It is required that the lines from the top of the listing through the line with "FaEye, FaRegQuestionCircle, FaTimes" be reproduced exactly, excluding pictures.

** begin Given data **

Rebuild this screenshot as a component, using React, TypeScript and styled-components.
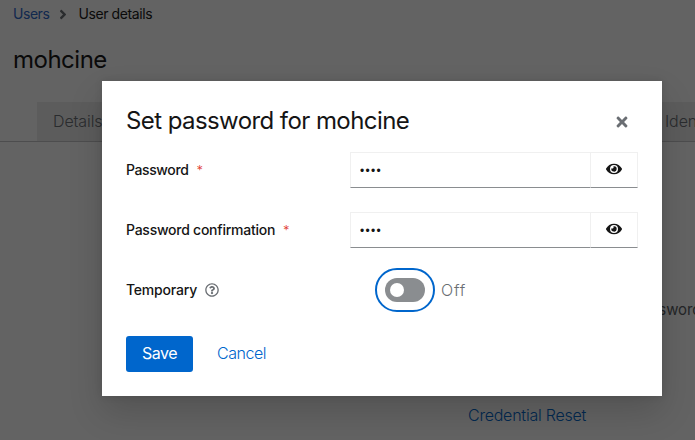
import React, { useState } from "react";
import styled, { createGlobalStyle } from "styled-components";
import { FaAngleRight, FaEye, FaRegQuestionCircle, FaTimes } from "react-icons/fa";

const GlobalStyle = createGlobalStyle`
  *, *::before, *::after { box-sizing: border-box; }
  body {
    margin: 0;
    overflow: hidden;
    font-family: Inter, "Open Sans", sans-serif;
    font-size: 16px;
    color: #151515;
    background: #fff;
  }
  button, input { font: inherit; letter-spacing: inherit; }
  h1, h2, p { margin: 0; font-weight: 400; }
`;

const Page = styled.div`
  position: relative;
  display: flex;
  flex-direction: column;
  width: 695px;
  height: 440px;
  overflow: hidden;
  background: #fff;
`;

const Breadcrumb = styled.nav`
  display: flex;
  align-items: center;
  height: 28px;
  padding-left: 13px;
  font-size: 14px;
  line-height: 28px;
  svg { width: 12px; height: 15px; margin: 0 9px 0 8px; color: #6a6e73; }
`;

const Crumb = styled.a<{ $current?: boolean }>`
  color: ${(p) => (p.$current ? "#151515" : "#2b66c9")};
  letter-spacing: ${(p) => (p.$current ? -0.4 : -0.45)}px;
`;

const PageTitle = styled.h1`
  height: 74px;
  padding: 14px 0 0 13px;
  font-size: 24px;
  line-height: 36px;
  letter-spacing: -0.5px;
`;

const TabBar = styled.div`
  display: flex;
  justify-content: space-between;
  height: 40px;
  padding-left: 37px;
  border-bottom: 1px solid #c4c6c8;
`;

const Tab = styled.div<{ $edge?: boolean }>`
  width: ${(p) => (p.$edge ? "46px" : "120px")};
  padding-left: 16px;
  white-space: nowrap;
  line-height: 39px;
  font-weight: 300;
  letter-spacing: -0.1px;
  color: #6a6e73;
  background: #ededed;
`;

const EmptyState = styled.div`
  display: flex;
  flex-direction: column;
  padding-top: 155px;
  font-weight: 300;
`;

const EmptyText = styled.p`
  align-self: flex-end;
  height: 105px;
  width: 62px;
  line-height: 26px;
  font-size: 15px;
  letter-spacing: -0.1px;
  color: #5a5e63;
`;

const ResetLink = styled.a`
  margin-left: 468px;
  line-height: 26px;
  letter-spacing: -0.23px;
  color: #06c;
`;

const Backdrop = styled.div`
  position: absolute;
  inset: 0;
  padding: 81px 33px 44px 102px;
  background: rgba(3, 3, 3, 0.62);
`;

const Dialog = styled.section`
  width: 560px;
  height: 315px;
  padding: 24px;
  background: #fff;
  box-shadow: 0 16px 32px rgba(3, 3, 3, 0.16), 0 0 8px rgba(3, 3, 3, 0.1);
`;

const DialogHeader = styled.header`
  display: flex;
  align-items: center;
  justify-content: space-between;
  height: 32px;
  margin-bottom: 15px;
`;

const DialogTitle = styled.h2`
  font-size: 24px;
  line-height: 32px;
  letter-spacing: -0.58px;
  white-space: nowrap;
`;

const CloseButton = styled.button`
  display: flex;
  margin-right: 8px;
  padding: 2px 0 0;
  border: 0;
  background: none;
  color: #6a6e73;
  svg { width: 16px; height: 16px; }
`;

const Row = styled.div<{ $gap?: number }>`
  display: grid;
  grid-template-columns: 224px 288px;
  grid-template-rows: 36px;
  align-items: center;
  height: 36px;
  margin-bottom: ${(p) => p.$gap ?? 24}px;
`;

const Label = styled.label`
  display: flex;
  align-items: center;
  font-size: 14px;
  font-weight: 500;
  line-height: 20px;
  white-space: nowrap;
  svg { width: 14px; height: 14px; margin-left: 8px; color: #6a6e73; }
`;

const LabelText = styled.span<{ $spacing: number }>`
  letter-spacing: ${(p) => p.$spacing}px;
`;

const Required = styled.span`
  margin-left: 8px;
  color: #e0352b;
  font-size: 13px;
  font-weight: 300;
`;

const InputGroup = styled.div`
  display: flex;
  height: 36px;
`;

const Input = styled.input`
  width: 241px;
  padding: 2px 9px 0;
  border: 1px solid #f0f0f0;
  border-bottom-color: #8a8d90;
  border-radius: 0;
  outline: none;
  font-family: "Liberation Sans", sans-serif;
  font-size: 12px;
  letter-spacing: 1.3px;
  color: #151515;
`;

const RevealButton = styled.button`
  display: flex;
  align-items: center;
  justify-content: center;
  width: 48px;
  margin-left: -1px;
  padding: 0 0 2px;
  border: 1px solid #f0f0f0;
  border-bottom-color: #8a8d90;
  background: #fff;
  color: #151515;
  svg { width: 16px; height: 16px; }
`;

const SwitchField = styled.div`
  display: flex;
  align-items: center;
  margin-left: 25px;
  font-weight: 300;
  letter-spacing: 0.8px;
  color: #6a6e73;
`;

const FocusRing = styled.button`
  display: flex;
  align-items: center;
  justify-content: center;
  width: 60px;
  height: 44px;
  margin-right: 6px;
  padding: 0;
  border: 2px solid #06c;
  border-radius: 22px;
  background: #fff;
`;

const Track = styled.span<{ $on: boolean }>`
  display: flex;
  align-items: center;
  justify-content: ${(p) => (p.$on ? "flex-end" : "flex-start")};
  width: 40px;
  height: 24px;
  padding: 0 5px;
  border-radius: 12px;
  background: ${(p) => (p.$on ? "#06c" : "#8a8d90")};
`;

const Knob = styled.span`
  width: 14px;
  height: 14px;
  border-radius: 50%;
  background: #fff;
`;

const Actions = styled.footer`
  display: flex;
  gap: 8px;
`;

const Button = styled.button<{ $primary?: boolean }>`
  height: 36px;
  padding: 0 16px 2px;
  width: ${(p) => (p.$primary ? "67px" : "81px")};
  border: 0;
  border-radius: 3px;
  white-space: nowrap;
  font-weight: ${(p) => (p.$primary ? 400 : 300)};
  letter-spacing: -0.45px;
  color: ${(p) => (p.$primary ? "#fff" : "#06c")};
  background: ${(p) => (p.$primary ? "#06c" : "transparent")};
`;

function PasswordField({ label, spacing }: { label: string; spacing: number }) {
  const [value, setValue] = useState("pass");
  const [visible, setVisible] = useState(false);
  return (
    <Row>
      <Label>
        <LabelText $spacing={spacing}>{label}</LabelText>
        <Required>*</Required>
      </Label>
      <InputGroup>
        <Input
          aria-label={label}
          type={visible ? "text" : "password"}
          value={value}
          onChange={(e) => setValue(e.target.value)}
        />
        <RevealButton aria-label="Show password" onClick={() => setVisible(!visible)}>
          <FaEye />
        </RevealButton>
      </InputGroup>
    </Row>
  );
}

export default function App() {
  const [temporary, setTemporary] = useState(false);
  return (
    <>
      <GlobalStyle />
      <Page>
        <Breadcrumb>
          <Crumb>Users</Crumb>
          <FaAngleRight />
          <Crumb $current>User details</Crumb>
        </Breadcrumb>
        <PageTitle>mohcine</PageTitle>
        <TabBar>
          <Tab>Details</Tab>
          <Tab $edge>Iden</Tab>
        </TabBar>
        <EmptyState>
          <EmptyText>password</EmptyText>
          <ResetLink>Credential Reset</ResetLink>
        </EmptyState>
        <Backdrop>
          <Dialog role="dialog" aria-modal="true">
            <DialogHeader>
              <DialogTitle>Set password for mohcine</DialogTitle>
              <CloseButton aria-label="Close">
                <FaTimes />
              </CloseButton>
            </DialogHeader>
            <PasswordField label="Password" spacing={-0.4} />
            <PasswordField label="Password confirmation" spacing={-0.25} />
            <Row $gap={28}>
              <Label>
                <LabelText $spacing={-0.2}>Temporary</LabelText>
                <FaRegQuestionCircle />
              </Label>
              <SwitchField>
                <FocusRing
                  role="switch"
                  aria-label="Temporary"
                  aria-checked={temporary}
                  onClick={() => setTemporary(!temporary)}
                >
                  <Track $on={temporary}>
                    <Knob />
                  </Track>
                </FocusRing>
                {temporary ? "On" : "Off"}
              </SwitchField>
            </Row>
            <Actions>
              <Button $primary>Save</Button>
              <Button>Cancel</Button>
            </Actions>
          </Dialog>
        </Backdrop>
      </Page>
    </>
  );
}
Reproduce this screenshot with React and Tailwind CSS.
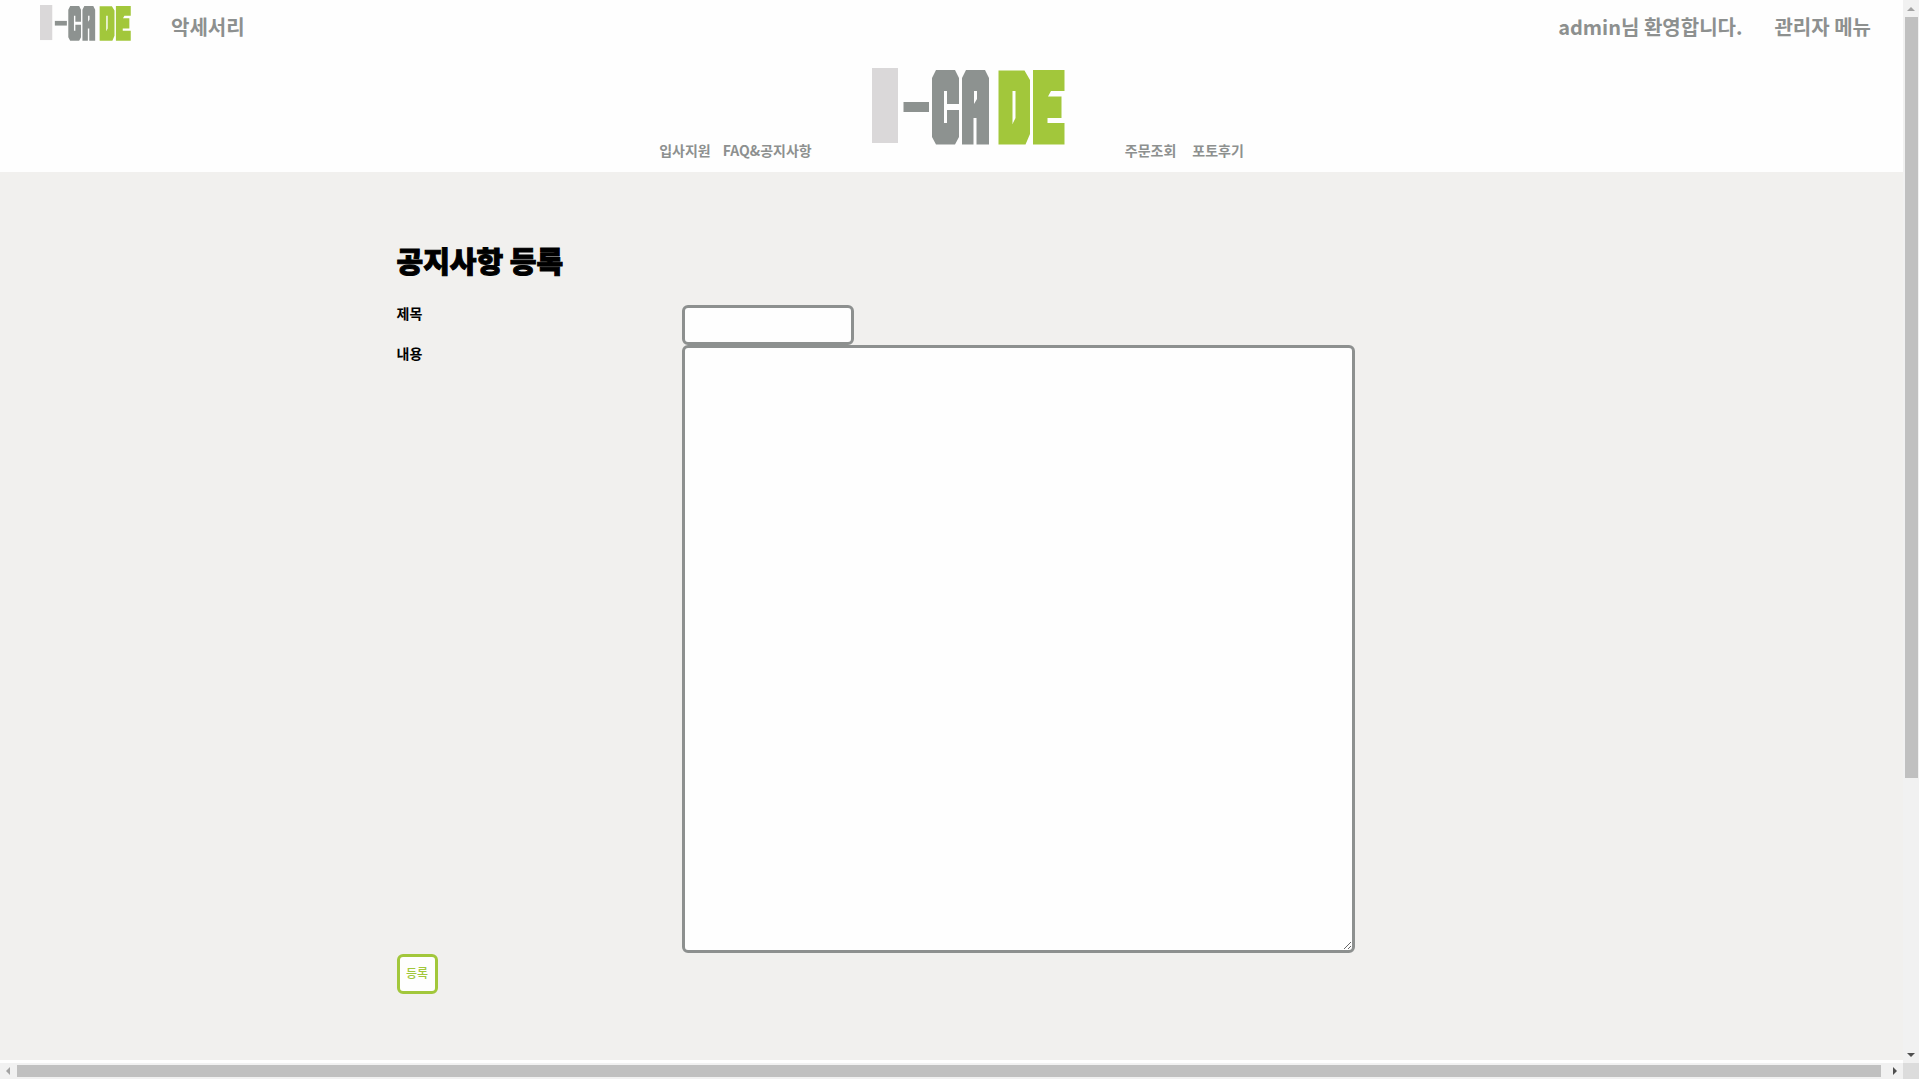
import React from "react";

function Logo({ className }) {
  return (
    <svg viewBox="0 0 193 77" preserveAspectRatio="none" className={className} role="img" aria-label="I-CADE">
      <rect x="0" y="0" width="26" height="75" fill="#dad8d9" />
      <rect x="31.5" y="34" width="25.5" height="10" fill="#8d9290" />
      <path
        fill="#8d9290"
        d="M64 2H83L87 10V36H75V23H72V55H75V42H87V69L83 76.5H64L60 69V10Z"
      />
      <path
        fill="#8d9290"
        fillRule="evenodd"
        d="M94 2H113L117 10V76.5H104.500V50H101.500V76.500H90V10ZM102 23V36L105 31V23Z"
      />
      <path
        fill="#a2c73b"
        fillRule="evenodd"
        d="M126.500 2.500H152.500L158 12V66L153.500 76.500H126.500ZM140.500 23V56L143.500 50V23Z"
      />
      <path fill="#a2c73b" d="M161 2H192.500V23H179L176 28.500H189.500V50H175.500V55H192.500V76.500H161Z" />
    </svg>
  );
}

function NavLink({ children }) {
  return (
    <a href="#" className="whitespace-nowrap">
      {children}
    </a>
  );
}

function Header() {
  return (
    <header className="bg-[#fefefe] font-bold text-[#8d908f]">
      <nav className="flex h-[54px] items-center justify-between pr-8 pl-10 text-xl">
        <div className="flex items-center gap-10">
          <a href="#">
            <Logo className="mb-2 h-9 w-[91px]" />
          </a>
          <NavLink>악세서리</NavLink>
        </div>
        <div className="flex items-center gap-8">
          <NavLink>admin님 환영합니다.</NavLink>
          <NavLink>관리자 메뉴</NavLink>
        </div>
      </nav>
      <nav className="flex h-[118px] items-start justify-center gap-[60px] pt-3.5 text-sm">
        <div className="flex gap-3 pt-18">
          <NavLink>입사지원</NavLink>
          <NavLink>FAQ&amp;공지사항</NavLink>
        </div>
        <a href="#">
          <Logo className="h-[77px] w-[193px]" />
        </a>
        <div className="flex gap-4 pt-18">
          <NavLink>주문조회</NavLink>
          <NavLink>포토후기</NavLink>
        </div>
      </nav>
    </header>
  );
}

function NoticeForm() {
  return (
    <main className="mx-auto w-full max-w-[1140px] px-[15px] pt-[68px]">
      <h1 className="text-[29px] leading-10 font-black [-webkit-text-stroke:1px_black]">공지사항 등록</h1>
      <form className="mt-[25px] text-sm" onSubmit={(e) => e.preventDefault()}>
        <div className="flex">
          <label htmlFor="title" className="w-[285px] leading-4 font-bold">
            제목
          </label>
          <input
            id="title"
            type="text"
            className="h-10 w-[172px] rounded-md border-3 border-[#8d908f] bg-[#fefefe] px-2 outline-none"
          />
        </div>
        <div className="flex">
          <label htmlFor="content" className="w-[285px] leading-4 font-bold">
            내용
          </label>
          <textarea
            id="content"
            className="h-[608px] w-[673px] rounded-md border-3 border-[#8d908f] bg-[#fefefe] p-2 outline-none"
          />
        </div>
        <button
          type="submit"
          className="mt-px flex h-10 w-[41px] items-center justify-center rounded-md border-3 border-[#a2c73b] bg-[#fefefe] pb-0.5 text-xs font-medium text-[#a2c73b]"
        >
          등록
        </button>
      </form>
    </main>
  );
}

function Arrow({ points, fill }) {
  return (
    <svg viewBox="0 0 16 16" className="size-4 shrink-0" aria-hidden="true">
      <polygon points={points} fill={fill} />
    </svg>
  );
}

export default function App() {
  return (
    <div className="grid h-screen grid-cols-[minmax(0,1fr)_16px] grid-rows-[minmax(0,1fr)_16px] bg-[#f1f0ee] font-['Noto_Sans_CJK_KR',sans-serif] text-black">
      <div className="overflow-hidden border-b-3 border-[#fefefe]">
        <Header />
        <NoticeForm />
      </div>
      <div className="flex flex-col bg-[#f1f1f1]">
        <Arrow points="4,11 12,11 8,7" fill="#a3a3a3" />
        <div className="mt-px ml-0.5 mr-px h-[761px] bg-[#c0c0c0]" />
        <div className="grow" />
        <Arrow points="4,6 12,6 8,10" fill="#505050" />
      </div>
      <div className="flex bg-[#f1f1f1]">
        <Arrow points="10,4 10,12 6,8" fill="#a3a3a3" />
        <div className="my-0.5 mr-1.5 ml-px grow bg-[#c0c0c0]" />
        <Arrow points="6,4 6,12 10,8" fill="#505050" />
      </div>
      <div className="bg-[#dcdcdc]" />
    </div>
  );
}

** end Given data **

#### Solution
Rebuild this screenshot as a component, using React, TypeScript and styled-components.
import React, { useState } from "react";
import styled, { createGlobalStyle } from "styled-components";
import { FaAngleRight, FaEye, FaRegQuestionCircle, FaTimes } from "react-icons/fa";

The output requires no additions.